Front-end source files
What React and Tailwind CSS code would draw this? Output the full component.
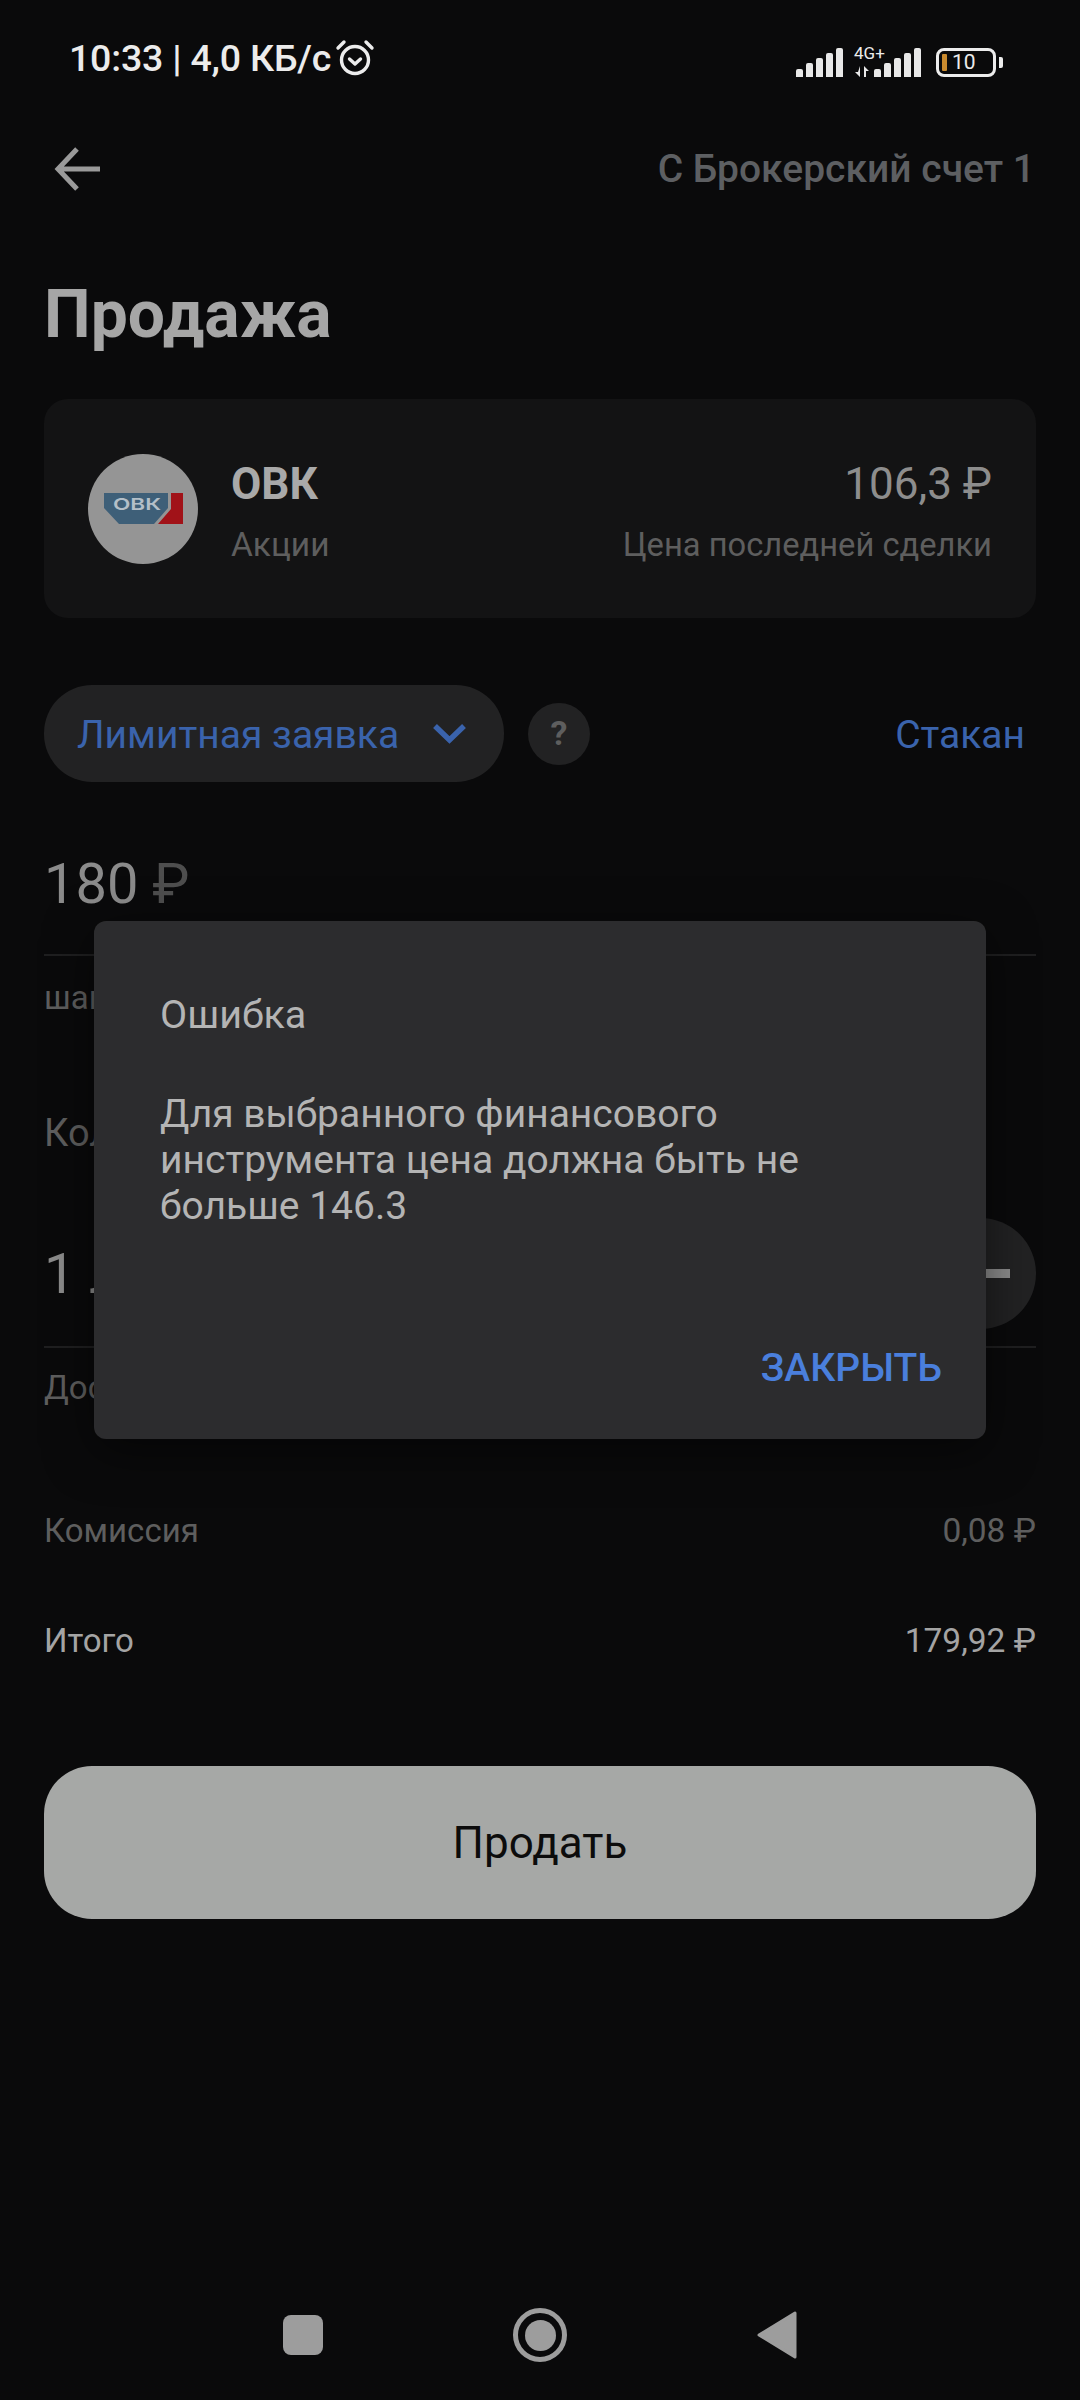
/**
 * Order form (sell) with the error dialog open, dimmed Android-style.
 */
import { useState } from "react";

function StatusBars() {
  const heights = [8, 14, 19, 24, 29];
  return (
    <div className="flex items-end gap-[3px]">
      {heights.map((h) => (
        <span key={h} className="w-[7px] rounded-t-[2px] bg-[#e8e8e8]" style={{ height: h }} />
      ))}
    </div>
  );
}

function StatusBar() {
  return (
    <div className="flex h-[79px] items-end justify-between pl-[69px] pr-[77px] text-[#ececec]">
      <div className="flex items-center gap-[4px] text-[37.5px] font-medium leading-[42px] tracking-[-0.2px]">
        <span>10:33 | 4,0 КБ/с</span>
        <svg width="40" height="38" viewBox="0 0 40 38" fill="none" stroke="#ececec" strokeWidth="3.4" strokeLinecap="round" strokeLinejoin="round">
          <circle cx="20" cy="21" r="13.5" />
          <path d="M14.5 20l5.5 5 5.5-5" />
          <path d="M3 9l6-6M37 9l-6-6" />
        </svg>
      </div>
      <div className="flex items-end pb-[2px]">
        <StatusBars />
        <div className="ml-[11px] flex w-[36px] flex-col items-start">
          <span className="text-[17px] leading-[17px] mb-[4px]">4G+</span>
          <svg width="16" height="11" viewBox="0 0 16 11" fill="#e8e8e8">
            <path d="M6 0v11L1 6h3zM10 0v11h2V5h3z" />
          </svg>
        </div>
        <div className="-ml-[16px]">
          <StatusBars />
        </div>
        <div className="ml-[15px] flex items-center gap-[3px]">
          <div className="flex h-[29px] w-[60px] items-center rounded-[8px] border-[3px] border-[#ececec] pl-[3px]">
            <span className="h-[17px] w-[5px] rounded-[1px] bg-[#c98a2e]" />
            <span className="ml-[5px] text-[21px] leading-none">10</span>
          </div>
          <span className="h-[11px] w-[4px] rounded-r-[2px] bg-[#ececec]" />
        </div>
      </div>
    </div>
  );
}

function Row({ label, value, strong }) {
  return (
    <div className={`flex items-center justify-between leading-[40px] ${strong ? "text-[#a4a4a4]" : "text-[#5e5e5e]"}`}>
      <span className="text-[33px]">{label}</span>
      <span className="text-[33.5px]">{value}</span>
    </div>
  );
}

export default function App() {
  const [open, setOpen] = useState(true);

  return (
    <div className="relative flex h-[2400px] w-[1080px] flex-col overflow-hidden bg-[#0a0a0b] font-['Roboto',sans-serif]">
      <StatusBar />

      <div className="mt-[68px] flex items-center justify-between pl-[54px] pr-[45px]">
        <svg width="46" height="44" viewBox="0 0 46 44" fill="none" stroke="#9a9a9a" strokeWidth="5">
          <path d="M23 2L4 22l19 20M4 22h42" />
        </svg>
        <span className="text-[39px] font-medium leading-[44px] text-[#5d5f62]">С Брокерский счет 1</span>
      </div>

      <h1 className="mx-[44px] mt-[89px] text-[66px] font-bold leading-[70px] text-[#a6a6a6]">Продажа</h1>

      <div className="mx-[44px] mt-[49px] flex h-[219px] items-center justify-between rounded-[24px] bg-[#131314] px-[44px]">
        <div className="flex items-center gap-[33px]">
          <div className="flex h-[110px] w-[110px] items-center justify-center rounded-full bg-[#959595]">
            <svg width="79" height="31" viewBox="0 0 79 31">
              <path d="M0 0h64v15L50 31H15L0 15z" fill="#3e5f78" />
              <path d="M67 0h12v31H54l13-15z" fill="#a11218" />
              <text x="9" y="17" fontSize="16" fontFamily="Inter, sans-serif" fontWeight="600" textLength="48" lengthAdjust="spacingAndGlyphs" fill="#b4bfc8">ОВК</text>
            </svg>
          </div>
          <div className="mt-[8px] flex flex-col gap-[20px]">
            <span className="text-[44px] font-bold leading-[44px] text-[#a9a9a9]">ОВК</span>
            <span className="text-[33.5px] leading-[38px] text-[#5e5e5e]">Акции</span>
          </div>
        </div>
        <div className="mt-[8px] flex flex-col items-end gap-[20px]">
          <span className="text-[44px] leading-[44px] text-[#8d8d8d]">106,3 ₽</span>
          <span className="text-[32.7px] leading-[38px] text-[#5e5e5e]">Цена последней сделки</span>
        </div>
      </div>

      <div className="mx-[44px] mt-[67px] flex items-center">
        <button className="flex h-[97px] w-[460px] items-center rounded-[48px] bg-[#222223] pl-[33px] text-[39px] text-[#3a63ac]">
          <span className="pt-[4px]">Лимитная заявка</span>
          <svg className="ml-[33px]" width="35" height="22" viewBox="0 0 35 22" fill="none" stroke="#3a63ac" strokeWidth="5.5">
            <path d="M3 3l14.5 14L32 3" />
          </svg>
        </button>
        <span className="ml-[24px] flex h-[62px] w-[62px] items-center justify-center rounded-full bg-[#222223] text-[34px] font-bold text-[#5e5e5e]">?</span>
        <span className="ml-auto mr-[11px] pt-[4px] text-[39px] text-[#3a63ac]">Стакан</span>
      </div>

      <div className="mx-[44px] mt-[65px] h-[109px] border-b-2 border-[#1f1f20] text-[56px] leading-[74px] text-[#8b8b8b]">
        180 <span className="text-[#4e4e4e]">₽</span>
      </div>
      <div className="mx-[44px] mt-[22px] text-[33px] leading-[40px] text-[#5e5e5e]">шаг цены 0,1 ₽</div>

      <div className="mx-[44px] mt-[92px] text-[38px] leading-[46px] text-[#5e5e5e]">Количество</div>

      <div className="mx-[44px] mt-[62px] flex h-[130px] items-start justify-between border-b-2 border-[#1f1f20]">
        <span className="mt-[23px] text-[56px] leading-[66px] text-[#8b8b8b]">1 лот</span>
        <span className="flex h-[111px] w-[111px] items-center justify-center rounded-full bg-[#222223]">
          <span className="h-[9px] w-[58px] shrink-0 bg-[#8b8b8b]" />
        </span>
      </div>
      <div className="mx-[44px] mt-[20px] text-[33px] leading-[40px] text-[#5e5e5e]">Доступно</div>

      <div className="mx-[44px] mt-[103px]">
        <Row label="Комиссия" value="0,08 ₽" />
      </div>
      <div className="mx-[44px] mt-[70px]">
        <Row label="Итого" value="179,92 ₽" strong />
      </div>

      <button className="mx-[44px] mt-[105px] h-[153px] rounded-[48px] bg-[#a6a8a6] text-[44px] text-[#0c0c0c]">Продать</button>

      <div className="mt-auto mb-[38px] flex items-center pl-[283px]">
        <span className="h-[40px] w-[40px] rounded-[8px] bg-[#9d9d9d]" />
        <span className="ml-[190px] flex h-[54px] w-[54px] items-center justify-center rounded-full border-[5px] border-[#9d9d9d]">
          <span className="h-[31px] w-[31px] rounded-full bg-[#9d9d9d]" />
        </span>
        <svg className="ml-[190px]" width="40" height="48" viewBox="0 0 40 48" fill="#9d9d9d" stroke="#9d9d9d" strokeWidth="3" strokeLinejoin="round">
          <path d="M38 2v44L2 24z" />
        </svg>
      </div>

      {open && (
        <div className="absolute left-[94px] top-[921px] flex h-[518px] w-[892px] flex-col rounded-[12px] bg-[#2c2c2e] pl-[66px] pr-[44px] pt-[74px] shadow-[0_12px_48px_rgba(0,0,0,0.5)]">
          <div className="text-[39.5px] leading-[40px] text-[#b4b4b4]">Ошибка</div>
          <p className="mt-[56px] w-[700px] text-[39px] leading-[46px] text-[#b4b4b4]">
            Для выбранного финансового инструмента цена должна быть не больше 146.3
          </p>
          <button
            onClick={() => setOpen(false)}
            className="ml-auto mt-[117px] text-[39px] font-medium leading-[44px] text-[#4a7fdc]"
          >
            ЗАКРЫТЬ
          </button>
        </div>
      )}
    </div>
  );
}
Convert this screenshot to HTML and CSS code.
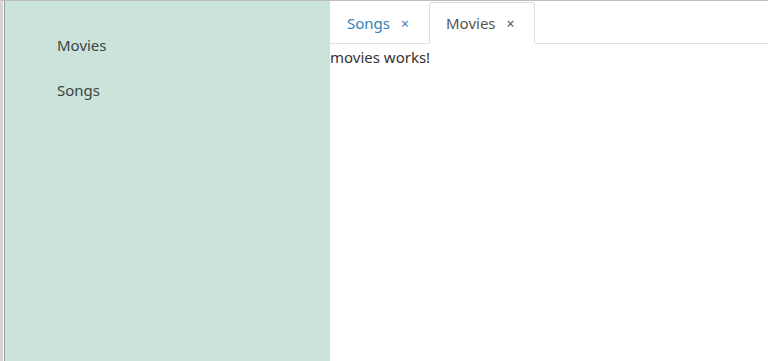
FILE: index.html
```html
<!DOCTYPE html>
<html lang="en">
<head>
    <meta charset="UTF-8">
    <meta name="viewport" content="width=device-width, initial-scale=1.0">
    <title>Media App</title>
    <link rel="stylesheet" href="styles.css">
</head>
<body>
    <div id="app">
        <!-- Side Menu -->
        <nav id="side-menu">
            <a class="menu-item" href="#">Movies</a>
            <a class="menu-item" href="#">Songs</a>
        </nav>

        <!-- Tabbed Content -->
        <main id="content">
            <ul id="tabs">
                <li class="tab">
                    <span class="tab-title">Songs</span>
                    <span class="tab-close">×</span>
                </li>
                <li class="tab active">
                    <span class="tab-title">Movies</span>
                    <span class="tab-close">×</span>
                </li>
            </ul>
            <div id="tab-body">movies works!</div>
        </main>
    </div>
</body>
</html>
```
FILE: styles.css
```css
*{
    box-sizing: border-box;
}
body{
    margin: 0;
    font-family: "Noto Sans", "Open Sans", sans-serif;
    font-size: 15px;
    color: #333;
    background: #fff;
}
#app{
    display: flex;
    height: 361px;
    border-top: 1px solid #bdbdbd;
    border-left: 3px solid #d4d4d4;
}
/*
* Side Menu
*/
#side-menu{
    width: 326px;
    flex-shrink: 0;
    margin-left: 1px;
    border-left: 1px solid #9a9a9a;
    background-color: #cbe4db;
    display: flex;
    flex-direction: column;
    padding: 34px 0 0 52px;
    gap: 24px;
}
.menu-item{
    color: #3a4540;
    text-decoration: none;
    line-height: 21px;
}
/*
* Tabs
*/
#content{
    flex: 1;
}
#tabs{
    display: flex;
    list-style: none;
    margin: 0;
    padding: 1px 0 0 0;
    border-bottom: 1px solid #e2e2e2;
}
.tab{
    display: flex;
    align-items: center;
    gap: 11px;
    padding: 10px 19px 10px 16px;
    border: 1px solid transparent;
    border-radius: 3px 3px 0 0;
    margin-bottom: -1px;
    color: #3583b7;
}
.tab.active{
    color: #555;
    background: #fff;
    border-color: #ddd #ddd transparent #ddd;
}
.tab-close{
    font-size: 14px;
}
#tab-body{
    padding-top: 3px;
    color: #333;
}
```
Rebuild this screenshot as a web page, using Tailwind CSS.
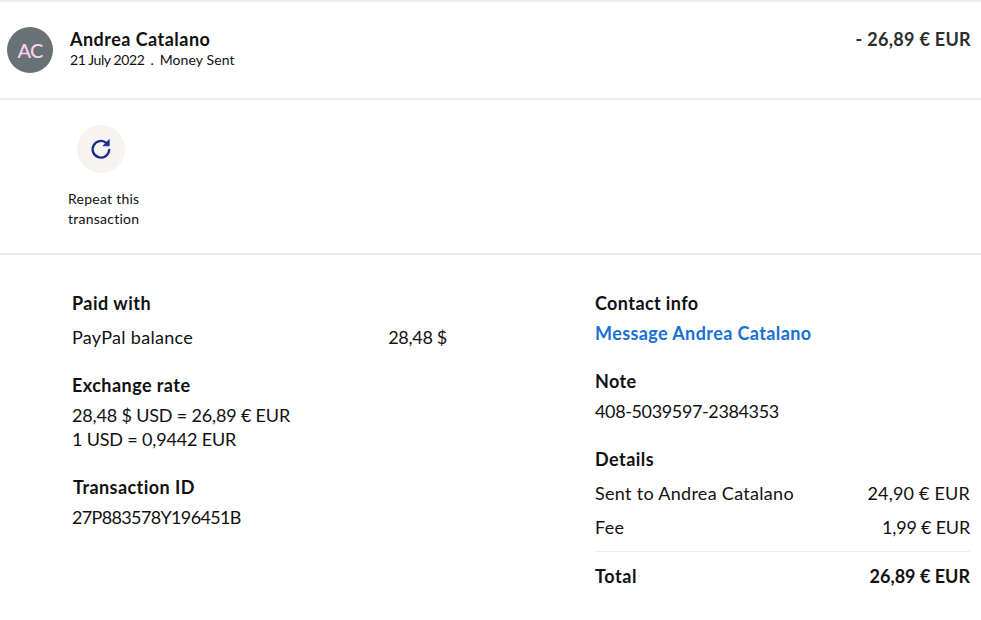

=== EXERCISE INSTRUCTIONS ===
From the entries above, copy each line holding "code".

=== REPLY TO THE TASK ===
What React and Tailwind CSS code would draw this? Output the full component.
Convert this screenshot to HTML and CSS code.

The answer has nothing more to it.